The Mason Institute (MI) is pleased to have awarded six scholarships to help outstanding international students attend the 13th World Congress of the International Association of Bioethics (IAB 2016).
Ahead of this exciting event, taking place in Edinburgh on 14-17 June, MI asked its scholarship recipients to share what they hoped to get out of their attendance at IAB 2016, as well as a bioethics-related journal article that has influenced their work.
Dunja Begović, Serbia
IAB 2016 Goals
“I hope that attending the Congress will help me get an overview of the current topics of interest in bioethics and public health ethics. To this end I plan to attend presentations on various themes and try to familiarize myself with subjects I don’t know much about. I am very interested in the opportunity to hear concrete examples and case studies from different countries, and to listen to researchers from different fields. I’m also very excited about the opportunity to attend the FAB/IAB crossover lectures. Finally, the sessions dedicated to Early Career Researchers seem like a very precious resource for students. I will definitely participate in them and I look forward to meeting peers with similar interests, as well as getting practical advice from more experienced colleagues.”
“Understanding Autonomy Relationally: Toward a Reconfiguration of Bioethical Principles“ by Anne Donchin (Journal of Medicine and Philosophy, 2001)
“This article inspired me to think about how constitutive social relations are of our sense of self, and how this fact should reflect on our conception of the relationship between physician and patient. In particular, it led me to explore alternative approaches to autonomy and the possible contribution of other principles, such as vulnerability and dignity, in my MA thesis.”
Sarah McNeill, Australia
IAB 2016 Goals
“My three aspirations for the IAB 2016 are: 1) Connecting with fellow students and early career researchers who are at a similar stage to me. It’s easy to be daunted looking at professorial publication records and impressive CVs when you are just starting out in the academic world; 2) Gathering as much feedback as possible. I will be presenting for the first time and I look forward to sharing my ideas and having seasoned thinkers engage with them in a (hopefully) constructive way; 3) Getting to as many of the Arts+Ethics events as possible. I am intrigued by the potential to represent bioethical issues through artistic expression. I also lack creative tendencies, so admire all who possess them.”
Lakoff, A. (2010). Two Regimes of Global Health. Humanity: An International Journal of Human Rights, Humanitarianism, and Development. 1(1) pp. 59-79.
“I first read this article in 2013 and it opened my eyes to the dichotomy between public health interventions driven by concern for individual wellbeing and those buttressed on the premise of protection for wealthy states against emerging pathogens.
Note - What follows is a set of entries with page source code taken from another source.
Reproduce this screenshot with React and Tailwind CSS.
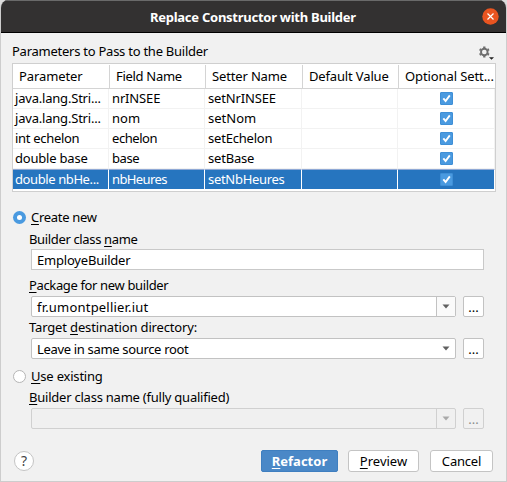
import React from "react";

const ROWS = [
  ["java.lang.Stri...", "nrINSEE", "setNrINSEE"],
  ["java.lang.Stri...", "nom", "setNom"],
  ["int echelon", "echelon", "setEchelon"],
  ["double base", "base", "setBase"],
  ["double nbHe...", "nbHeures", "setNbHeures"],
];

const TRACKING = {
  "java.lang.Stri...": "tracking-[-0.2px]",
  "int echelon": "tracking-[-0.3px]",
  "double base": "tracking-[-0.2px]",
  "double nbHe...": "tracking-[-0.4px]",
  nrINSEE: "tracking-[-0.15px]",
  echelon: "tracking-[-0.45px]",
  base: "tracking-[-0.4px]",
  nbHeures: "tracking-[-0.6px]",
  setNrINSEE: "tracking-[-0.15px]",
  setEchelon: "tracking-[-0.2px]",
  setBase: "tracking-[-0.2px]",
  setNbHeures: "tracking-[-0.3px]",
};

function Key({ children }) {
  return <span className="underline underline-offset-2 decoration-1">{children}</span>;
}

function Gear() {
  return (
    <svg width="17" height="16" viewBox="0 0 17 16" className="mt-[12px] ml-auto block">
      <g stroke="#6e6e6e" fill="none">
        <circle cx="6.3" cy="7" r="3.3" strokeWidth="1.9" />
        <path
          d="M6.3 1.6v1.6M6.3 10.8v1.6M1.62 4.3l1.39.8M9.59 8.9l1.39.8M1.62 9.7l1.39-.8M9.59 5.1l1.39-.8"
          strokeWidth="2.3"
        />
      </g>
      <path d="M11 12.2h5l-2.5 2.5z" fill="#222" />
    </svg>
  );
}

function Check() {
  return (
    <svg width="13" height="13" viewBox="0 0 13 13" className="block">
      <rect x="0.5" y="0.5" width="12" height="12" rx="0.5" fill="#4a9ae0" stroke="#3f8fd6" />
      <path d="M3.3 6.4 5.6 9 9.8 3.4" fill="none" stroke="#fff" strokeWidth="1.9" />
    </svg>
  );
}

function Arrow({ color }) {
  return (
    <svg width="8" height="5" viewBox="0 0 8 5" className="block">
      <path d="M0.5 0.5h7L4 4.6z" fill={color} />
    </svg>
  );
}

function Label({ children, className }) {
  return <div className={`flex shrink-0 items-center whitespace-pre pl-[28px] ${className}`}><span>{children}</span></div>;
}

function Combo({ text, tracking, disabled, split }) {
  return (
    <div className="ml-[30px] flex h-[21px] shrink-0 gap-[7px]">
      <div className={`flex w-[425px] rounded-[2px] border ${disabled ? "border-[#d0d0d0] bg-[#f0f0f0]" : "border-[#c2c2c2] bg-white"}`}>
        <div className="flex flex-1 items-center pl-[5px]"><span className={`whitespace-pre ${tracking || ""}`}>{text}</span></div>
        <div className={`flex w-[19px] items-center justify-center ${split ? "border-l" : "pl-px"} ${disabled ? "border-[#d0d0d0]" : split ? "border-[#c2c2c2] bg-[#fafafa]" : ""}`}>
          <Arrow color={disabled ? "#a9a9a9" : "#606060"} />
        </div>
      </div>
      <div className={`flex w-[21px] items-center justify-center rounded-[2px] border ${disabled ? "border-[#d0d0d0] text-[#8c8c8c]" : "border-[#c2c2c2] bg-white"}`}>...</div>
    </div>
  );
}

export default function App() {
  return (
    <div className="h-[482px] w-[507px] overflow-hidden bg-[#dcdcdc] font-['Noto_Sans','Open_Sans',sans-serif] text-[13px] leading-[18px] text-black">
      <div className="flex h-[482px] w-[507px] flex-col overflow-hidden rounded-t-[8px] border border-t-0 border-[#cdcdcd] bg-[#f1f1f1]">
        <header className="flex h-[33px] shrink-0 items-center border-t border-b border-t-[#6a6a6a] border-b-black bg-[#333131] pr-[7px] pl-[149px] font-bold text-white">
          <span className="tracking-[-0.26px] whitespace-nowrap">Replace Constructor with Builder</span>
          <svg width="17" height="17" viewBox="0 0 17 17" className="ml-auto shrink-0">
            <circle cx="8.5" cy="8.5" r="8.2" fill="#e95420" />
            <path d="m5.5 5.5 6 6m0-6-6 6" stroke="#fff" strokeWidth="1.2" />
          </svg>
        </header>

        <div className="flex h-[30px] shrink-0 items-start pr-[11px] pl-[11px]">
          <span className="pt-[9px] tracking-[-0.25px]">Parameters to Pass to the Builder</span>
          <Gear />
        </div>

        <div className="ml-[11px] flex h-[129px] w-[484px] shrink-0 flex-col border border-[#cfcfcf] bg-white">
          <div className="grid h-[25px] shrink-0 grid-cols-[97px_96px_97px_96px_96px] border-b border-[#d4d4d4] leading-[23px] whitespace-nowrap">
            <div className="my-px border-r border-[#d4d4d4] pl-[6px]"><span className="tracking-[-0.1px]">Parameter</span></div>
            <div className="my-px border-r border-[#d4d4d4] pl-[6px] tracking-[-0.3px]">Field Name</div>
            <div className="my-px border-r border-[#d4d4d4] pl-[6px] tracking-[-0.15px]">Setter Name</div>
            <div className="my-px border-r border-[#d4d4d4] pl-[6px] tracking-[-0.15px]">Default Value</div>
            <div className="my-px pl-[6px] tracking-[-0.1px]">Optional Sett...</div>
          </div>
          {ROWS.map((row, i) => {
            const sel = i === 4;
            const cell = sel
              ? "border-r border-t border-r-white border-t-[#8fa9d6] bg-[#2675bf] text-white leading-[18px]"
              : "border-r border-b border-[#f2f2f2] leading-[19px]";
            return (
              <div key={i} className="grid h-[20px] shrink-0 grid-cols-[96px_96px_97px_96px_97px]">
                {[0, 1, 2].map((c) => (
                  <div key={c} className={`whitespace-pre ${c === 0 ? "pl-[2px]" : "pl-[3px]"} ${cell}`}>
                    <span className={TRACKING[row[c]]}>{row[c]}</span>
                  </div>
                ))}
                <div className={cell} />
                <div className={`flex items-center pl-[42px] ${cell}`}><Check /></div>
              </div>
            );
          })}
        </div>

        <div className="mt-[15px] flex h-[20px] shrink-0 items-center gap-[5px] pl-[12px]">
          <span className="flex size-[13px] items-center justify-center rounded-full bg-[#4a9ae0]"><span className="size-[5px] rounded-full bg-white" /></span>
          <span className="tracking-[-0.3px]"><Key>C</Key>reate new</span>
        </div>
        <Label className="mt-[2px] h-[20px] tracking-[-0.35px]">Builder class <Key>n</Key>ame</Label>
        <div className="ml-[30px] flex h-[21px] w-[453px] shrink-0 items-center border border-[#c9c9c9] bg-white pl-[5px] tracking-[-0.2px]">EmployeBuilder</div>
        <Label className="mt-[5px] mb-px h-[20px] tracking-[-0.36px]"><Key>P</Key>ackage for new builder</Label>
        <Combo text="fr.umontpellier.iut" tracking="tracking-[0.2px]" split />
        <Label className="mb-px h-[20px] tracking-[-0.15px]">Target <Key>d</Key>estination directory:</Label>
        <Combo text="Leave in same source root" tracking="tracking-[-0.33px]" />
        <div className="mt-[6px] flex h-[22px] shrink-0 items-center gap-[5px] pl-[12px]">
          <span className="size-[13px] rounded-full border border-[#b5b5b5] bg-white" />
          <span className="tracking-[-0.2px]"><Key>U</Key>se existing</span>
        </div>
        <Label className="mb-px h-[20px] tracking-[-0.23px]"><Key>B</Key>uilder class name (fully qualified)</Label>
        <Combo text="" split disabled />

        <footer className="mt-[21px] flex h-[22px] shrink-0 items-center pl-[13px]">
          <span className="flex size-[20px] items-center justify-center rounded-full border border-[#c4c4c4] bg-white text-[14px] text-[#444]">?</span>
          <span className="ml-[227px] flex h-[22px] w-[77px] items-center justify-center rounded-[2px] border border-[#3f7fc0] bg-[#4a88c7] font-bold text-white"><span><Key>R</Key>efactor</span></span>
          <span className="ml-[10px] flex h-[22px] w-[71px] items-center justify-center rounded-[3px] border border-[#c4c4c4] bg-white"><span><Key>P</Key>review</span></span>
          <span className="ml-[11px] flex h-[22px] w-[63px] items-center justify-center rounded-[3px] border border-[#c4c4c4] bg-white tracking-[-0.2px]">Cancel</span>
        </footer>
      </div>
    </div>
  );
}
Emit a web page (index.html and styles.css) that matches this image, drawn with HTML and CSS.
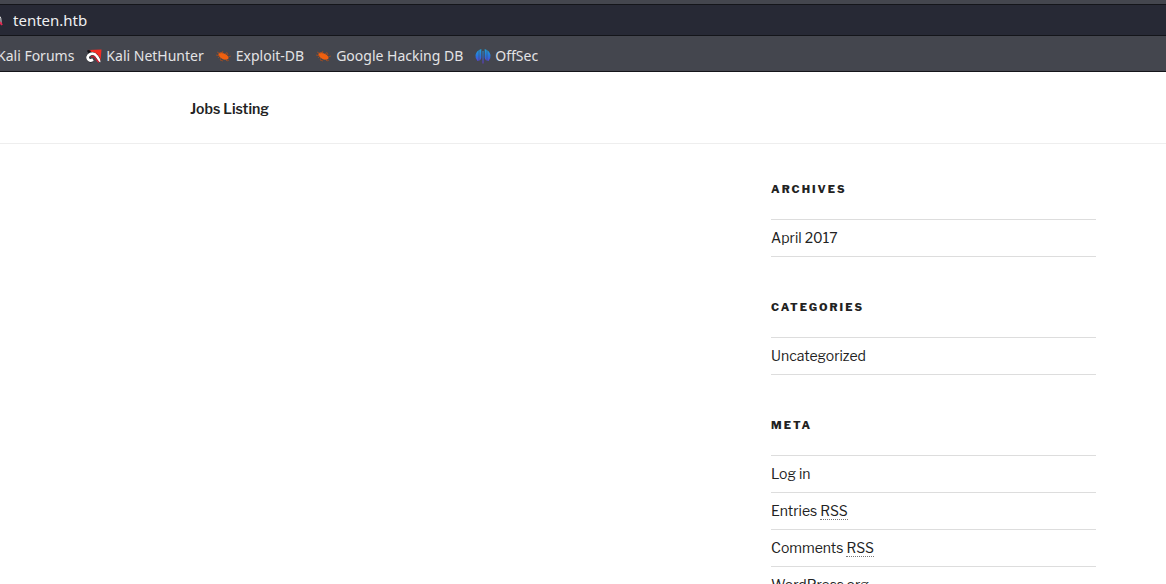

The contrast between the philosophies of ‘global health security’ and ‘humanitarian biomedicine’ have become ever more relevant in the face of Public Health Emergencies such as Ebola and Zika and reductions in foreign aid budgets as a result of the global economic downturn in 2009. It would be impossible for me to consider the practical and ethical issues around research, data sharing and the relationship between the Global North and the Global South in this context without understanding the broader political and historical influences that Lakoff addresses.”
Emilia Niemiec, Italy
IAB 2016 Goals
“I am looking forward to the session on new technologies (in particular on gene editing) and ethics, during which I hope to learn new perspectives on ethical issues of new technologies. I am also looking forward to presenting my research on media coverage of gene editing and hope to have insightful discussions with conference participants. I am also excited to see the art exhibition and watch performances, which I expect to be very inspiring experiences.”
Olson S. International Summit on Human Gene Editing: A Global Discussion. National Academy of Sciences: Washington, DC: 2016.
“In December 2015 a group of experts met in Washington to discuss scientific, ethical, legal, social and governance issues associated with human gene editing. In the final session the organizing committee released a statement including a recommendation for a global inclusive debate on gene editing involving various stakeholders. This statement was one of the inspirations for my research on media coverage of gene editing. My work aims to provide insights on what the public is and isn’t informed about regarding gene editing and consequently how the debate is influenced.”